NEW YORK: Asylum seekers moving to Europe have raised their adopted nations’ economic output, lowered unemployment and not placed a burden on public finances, scientists said on Wednesday.
An analysis of economic and migration data for the last three decades found asylum seekers added to gross domestic products and boosted net tax revenues by as much as 1 percent, said a study published in Science Advances by French economists.
The findings come amid a rise of anti-immigrant sentiment across Europe, where immigration peaked in 2015 with the arrival of more than a million refugees and migrants from the Middle East and Africa.
An annual report by the United Nations High Commissioner for Refugees released on Tuesday showed the global number of refugees grew by a record 2.9 million in 2017 to 25.4 million.
The research from 1985 to 2015 looked at asylum seekers — migrants who demonstrate a fear of persecution in their homeland in order to be resettled in a new country.
“The cliché that international migration is associated with economic ‘burden’ can be dispelled,” wrote the scientists from the French National Center for Scientific Research, the University of Clermont-Auvergne and Paris-Nanterre University.
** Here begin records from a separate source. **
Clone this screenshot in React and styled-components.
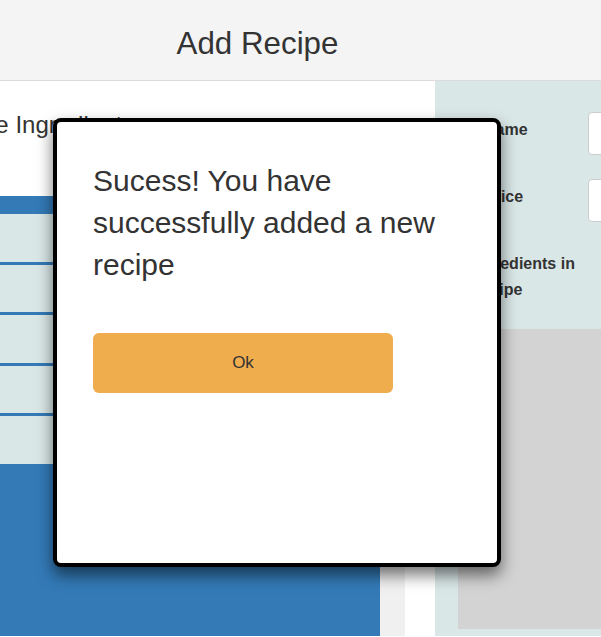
import React from "react";
import styled, { createGlobalStyle } from "styled-components";

const GlobalStyle = createGlobalStyle`
  body {
    margin: 0;
    font-family: "Liberation Sans", Arial, sans-serif;
    color: #333;
    overflow: hidden;
  }
`;

const rows = [1, 2, 3, 4, 5];

const App = () => {
  return (
    <Page>
      <GlobalStyle />
      <Header>
        <Title>Add Recipe</Title>
      </Header>
      <Body>
        <LeftColumn>
          <SectionTitle>Recipe Ingredients</SectionTitle>
          <Table>
            <TableHead />
            {rows.map((r) => (
              <TableRow key={r} last={r === rows.length} />
            ))}
          </Table>
          <Lower>
            <BlueBlock />
            <Track />
          </Lower>
        </LeftColumn>
        <RightColumn>
          <Form>
            <Label inset={26}>Name</Label>
            <Input />
            <Label inset={26}>Price</Label>
            <Input />
            <Label inset={12}>Ingredients in Recipe</Label>
          </Form>
          <Preview />
        </RightColumn>
      </Body>

      <Modal>
        <Message>Sucess! You have successfully added a new recipe</Message>
        <OkButton>Ok</OkButton>
      </Modal>
    </Page>
  );
};

export default App;

const Page = styled.div`
  position: relative;
  width: 601px;
  height: 637px;
  overflow: hidden;
  background: #fff;
`;
const Header = styled.div`
  height: 81px;
  display: flex;
  justify-content: center;
  align-items: center;
  padding: 8px 86px 0 0;
  box-sizing: border-box;
  background-color: #f4f4f4;
  border-bottom: 1px solid #dcdcdc;
`;
const Title = styled.div`
  font-size: 31.3px;
  color: #333;
`;
const Body = styled.div`
  display: flex;
  height: 555px;
`;
const LeftColumn = styled.div`
  flex: 0 0 435px;
  display: flex;
  flex-direction: column;
  padding-top: 30px;
  box-sizing: border-box;
  background: #fff;
  overflow: hidden;
`;
const SectionTitle = styled.div`
  font-size: 24px;
  margin-left: -66px;
  white-space: nowrap;
  color: #333;
`;
const Table = styled.div`
  width: 380px;
  margin-top: 57px;
  display: flex;
  flex-direction: column;
`;
const TableHead = styled.div`
  height: 18px;
  background-color: #337ab7;
`;
const TableRow = styled.div`
  height: 47.5px;
  background-color: #dae7e7;
  border-bottom: ${(p) => (p.last ? "0" : "3px solid #337ab7")};
`;
const Lower = styled.div`
  flex: 1;
  display: flex;
`;
const BlueBlock = styled.div`
  flex: 0 0 380px;
  background-color: #337ab7;
`;
const Track = styled.div`
  flex: 0 0 25px;
  background-color: #f0f0f0;
`;
const RightColumn = styled.div`
  flex: 0 0 420px;
  background-color: #dae7e7;
  padding: 31px 0 0 23px;
  box-sizing: border-box;
`;
const Form = styled.div`
  display: grid;
  grid-template-columns: 130px 200px;
  row-gap: 24px;
`;
const Label = styled.div`
  padding: 5px 0 0 ${(p) => p.inset}px;
  font-size: 16px;
  font-weight: bold;
  line-height: 26px;
  color: #333;
`;
const Input = styled.div`
  height: 43px;
  box-sizing: border-box;
  background: #fff;
  border: 1px solid #ccc;
  border-radius: 4px;
`;
const Preview = styled.div`
  margin-top: 26px;
  height: 300px;
  width: 400px;
  background-color: #d3d3d3;
`;
const Modal = styled.div`
  position: absolute;
  left: 53px;
  top: 118px;
  width: 448px;
  height: 449px;
  box-sizing: border-box;
  padding: 38px 36px;
  background: #fff;
  border: 4px solid #000;
  border-radius: 8px;
  box-shadow: 0 8px 16px rgba(0, 0, 0, 0.55);
`;
const Message = styled.div`
  font-size: 30px;
  line-height: 42px;
  color: #333;
`;
const OkButton = styled.button`
  margin-top: 47px;
  width: 300px;
  height: 60px;
  border: 0;
  border-radius: 6px;
  background-color: #f0ad4e;
  color: #333;
  font-family: "Liberation Sans", Arial, sans-serif;
  font-size: 17px;
  cursor: pointer;
`;
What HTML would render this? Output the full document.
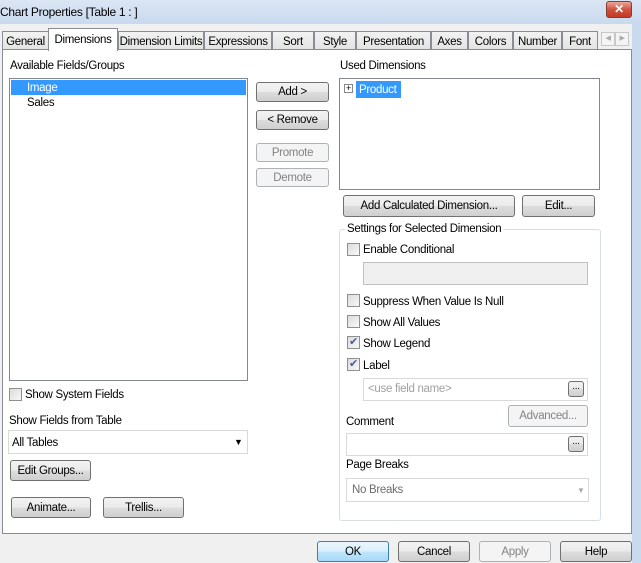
<!DOCTYPE html>
<html><head><style>
*{box-sizing:border-box;margin:0;padding:0}
body{width:641px;height:563px;overflow:hidden;position:relative;background:#f0f0f0;font-family:"Liberation Sans",sans-serif;font-size:11.5px;color:#000;letter-spacing:-0.3px}
.a{position:absolute;white-space:nowrap}
.btn{position:absolute;border:1px solid #707070;border-radius:3px;background:linear-gradient(#f2f2f2,#ebebeb 50%,#dddddd 51%,#cfcfcf);text-align:center;line-height:19px}
.dis{border-color:#adb2b5;background:#f4f4f4;color:#838383}
.tab{position:absolute;top:31px;height:19px;border:1px solid #898c95;border-bottom:none;background:linear-gradient(#f2f2f2,#e3e3e3);text-align:center;line-height:20px}
.cb{position:absolute;width:13px;height:13px;border:1px solid #8e8f8f;background:linear-gradient(135deg,#dcdcdc,#f8f8f8)}
.box{position:absolute;border:1px solid #abadb3;background:#fff}
</style></head><body>
<div class="a" style="left:0;top:0;width:641px;height:24px;background:linear-gradient(#dbe6f4,#c9d9ee)"></div>
<div class="a" style="left:632px;top:24px;width:9px;height:539px;background:#c9d9ee"></div>
<div class="a" style="left:0;top:5px;font-size:12px">Chart Properties [Table 1 : ]</div>
<div class="a" style="left:606px;top:1px;width:26px;height:17px;border:1px solid #8b3a2e;border-radius:3px;background:linear-gradient(#e9a99a,#d0533e 50%,#c13a25);color:#fff;font-weight:bold;text-align:center;line-height:15px;font-size:12px">✕</div>
<div class="a" style="left:0;top:24px;width:632px;height:539px;background:#f0f0f0"></div>
<div class="tab" style="left:2px;width:47px">General</div>
<div class="tab" style="left:118px;width:86px">Dimension Limits</div>
<div class="tab" style="left:204px;width:68px">Expressions</div>
<div class="tab" style="left:272px;width:42px">Sort</div>
<div class="tab" style="left:314px;width:42px">Style</div>
<div class="tab" style="left:356px;width:75px">Presentation</div>
<div class="tab" style="left:431px;width:37px">Axes</div>
<div class="tab" style="left:468px;width:45px">Colors</div>
<div class="tab" style="left:513px;width:49px">Number</div>
<div class="tab" style="left:562px;width:36px">Font</div>
<div class="a" style="left:601px;top:32px;width:14px;height:14px;border:1px solid #c8c8c8;background:#f4f4f4;color:#aaa;font-size:7px;text-align:center;line-height:12px">◀</div>
<div class="a" style="left:615px;top:32px;width:14px;height:14px;border:1px solid #c8c8c8;background:#f4f4f4;color:#aaa;font-size:7px;text-align:center;line-height:12px">▶</div>
<div class="a" style="left:2px;top:49px;width:630px;height:485px;background:#fff;border:1px solid #898c95"></div>
<div class="a" style="left:48px;top:28px;width:70px;height:23px;background:#fff;border:1px solid #898c95;border-bottom:none;text-align:center;line-height:22px">Dimensions</div>

<div class="a" style="left:10px;top:60px">Available Fields/Groups</div>
<div class="box" style="left:9px;top:78px;width:239px;height:303px;border-color:#828790"></div>
<div class="a" style="left:11px;top:80px;width:235px;height:15px;background:#3399ff;color:#fff;padding-left:16px;line-height:16px">Image</div>
<div class="a" style="left:27px;top:97px">Sales</div>

<div class="btn" style="left:256px;top:82px;width:73px;height:20px">Add &gt;</div>
<div class="btn" style="left:256px;top:110px;width:73px;height:20px">&lt; Remove</div>
<div class="btn dis" style="left:256px;top:143px;width:73px;height:19px">Promote</div>
<div class="btn dis" style="left:256px;top:168px;width:73px;height:19px">Demote</div>

<div class="a" style="left:340px;top:60px">Used Dimensions</div>
<div class="box" style="left:339px;top:78px;width:261px;height:112px;border-color:#828790"></div>
<div class="a" style="left:344px;top:84px;width:9px;height:9px;border:1px solid #888;background:#fff;font-size:9px;line-height:7px;text-align:center">+</div>
<div class="a" style="left:356px;top:81px;width:45px;height:17px;background:#3399ff;color:#fff;padding-left:3px;line-height:18px">Product</div>

<div class="btn" style="left:343px;top:195px;width:172px;height:22px;line-height:21px">Add Calculated Dimension...</div>
<div class="btn" style="left:522px;top:195px;width:73px;height:22px;line-height:21px">Edit...</div>

<div class="a" style="left:339px;top:229px;width:262px;height:292px;border:1px solid #d5dfe5;border-radius:3px"></div>
<div class="a" style="left:345px;top:223px;background:#fff;padding:0 2px">Settings for Selected Dimension</div>
<div class="cb" style="left:347px;top:243px"></div><div class="a" style="left:363px;top:244px">Enable Conditional</div>
<div class="a" style="left:363px;top:262px;width:225px;height:23px;border:1px solid #c0c0c0;background:#f0f0f0"></div>
<div class="cb" style="left:347px;top:294px"></div><div class="a" style="left:363px;top:296px">Suppress When Value Is Null</div>
<div class="cb" style="left:347px;top:315px"></div><div class="a" style="left:363px;top:317px">Show All Values</div>
<div class="cb" style="left:347px;top:336px;color:#4a5f97;font-size:11px;line-height:11px;text-align:center">✔</div><div class="a" style="left:363px;top:338px">Show Legend</div>
<div class="cb" style="left:347px;top:358px;color:#4a5f97;font-size:11px;line-height:11px;text-align:center">✔</div><div class="a" style="left:363px;top:360px">Label</div>
<div class="box" style="left:363px;top:378px;width:225px;height:23px;border-color:#d9d9d9;color:#a0a0a0;padding:4px 4px">&lt;use field name&gt;</div>
<div class="btn" style="left:568px;top:381px;width:16px;height:16px;line-height:10px;font-size:10px">...</div>
<div class="btn dis" style="left:508px;top:405px;width:80px;height:22px;line-height:21px">Advanced...</div>
<div class="a" style="left:346px;top:416px">Comment</div>
<div class="box" style="left:346px;top:433px;width:242px;height:23px;border-color:#d9d9d9"></div>
<div class="btn" style="left:568px;top:436px;width:16px;height:16px;line-height:10px;font-size:10px">...</div>
<div class="a" style="left:346px;top:459px">Page Breaks</div>
<div class="box" style="left:346px;top:478px;width:243px;height:24px;border-color:#d9d9d9;color:#6d6d6d;padding:5px 5px">No Breaks</div>
<div class="a" style="left:577px;top:486px;font-size:8px;color:#aaa">▼</div>

<div class="cb" style="left:9px;top:388px"></div><div class="a" style="left:25px;top:389px">Show System Fields</div>
<div class="a" style="left:9px;top:415px">Show Fields from Table</div>
<div class="box" style="left:8px;top:430px;width:240px;height:24px;border-color:#d9d9d9;padding:6px 3px">All Tables</div>
<div class="a" style="left:234px;top:437px;font-size:9px">▼</div>
<div class="btn" style="left:10px;top:460px;width:81px;height:21px;line-height:20px">Edit Groups...</div>
<div class="btn" style="left:11px;top:497px;width:80px;height:21px;line-height:20px">Animate...</div>
<div class="btn" style="left:103px;top:497px;width:81px;height:21px;line-height:20px">Trellis...</div>

<div class="btn" style="left:317px;top:541px;width:72px;height:21px;line-height:20px;border-color:#3c7fb1;background:linear-gradient(#eaf6fd,#d9f0fc 50%,#bee6fd 51%,#a7d9f5)">OK</div>
<div class="btn" style="left:398px;top:541px;width:72px;height:21px;line-height:20px">Cancel</div>
<div class="btn dis" style="left:479px;top:541px;width:72px;height:21px;line-height:20px">Apply</div>
<div class="btn" style="left:560px;top:541px;width:72px;height:21px;line-height:20px">Help</div>
</body></html>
The research analyzed data from Austria, Belgium, Denmark, Finland, France, Germany, Iceland, Ireland, Norway, the Netherlands, Portugal, Spain, Sweden and the United Kingdom.
Asylum seekers contributed most to a country’s gross domestic product after three to seven years, the research found. They marginally lowered unemployment rates and had a near-zero impact of public finances, it said.
Greece, where the bulk of migrants fleeing civil war in Syria have entered Europe, was not included because fiscal data before 1990 was unavailable, it said.
Chad Sparber, an associate professor of economics at the US-based Colgate University, said the study was a reminder there is no convincing economic case against humanitarian migration.
But he warned against dismissing the views of residents who might personally feel a negative consequence of immigration.
“There are people who do lose or suffer,” he told the Thomson Reuters Foundation.
“Immigration on balance is good,” he said. “But I still recognize that it’s not true for every person.”